Saturday, September 13, 2014

The good and bad climate news from permafrost melt

John Upton in Climate Central: Carbon inside now-melting permafrost is oozing out, leaving scientists scrambling to figure out just how much of it is ending up in the atmosphere. Whether recent findings from research that attempted to help answer this question are good or bad climate news might depend on whether you see an Arctic river basin as half full of mud — or half empty.

...Frozen soils known as permafrosts can be found across the planet, and they’re concentrated heavily in the Arctic, which has been warming since the 1980s at twice the global rate. Taken together, permafrosts contain more carbon than is already in the atmosphere. Their warming-induced breakdown is helping to fill the atmosphere with greenhouse gases. In a self-feeding cycle, that's fueling the very climatic changes that are causing permafrost to waste away.

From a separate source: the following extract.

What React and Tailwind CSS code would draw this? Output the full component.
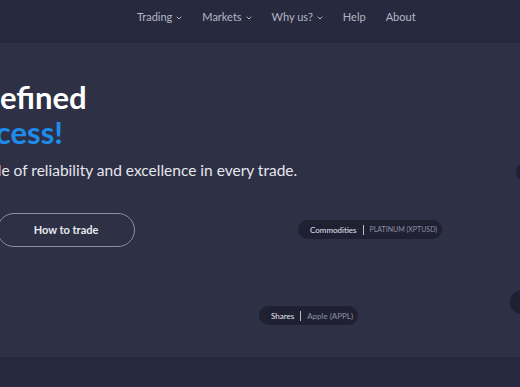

“What everyone’s really concerned about is how all this permafrost carbon is going to decompose,” said aquatic geochemist Rose Cory, an assistant professor at the University of Michigan. “If all of that gets turned into carbon dioxide, then we’ll more than double the amount of carbon dioxide in the atmosphere.”

A team of U.S. scientists led by Cory studied Arctic waterways and found that nearly half of the carbon that’s eroding from melting Arctic permafrost is flowing through rivers and lakes and ending up in the seas. Eventually, that sea-bound carbon is likely to be gobbled into aquatic food chains or to settle on ocean floors. The rest is being oxidized in waterways into carbon dioxide, floating into the skies instead of out to sea....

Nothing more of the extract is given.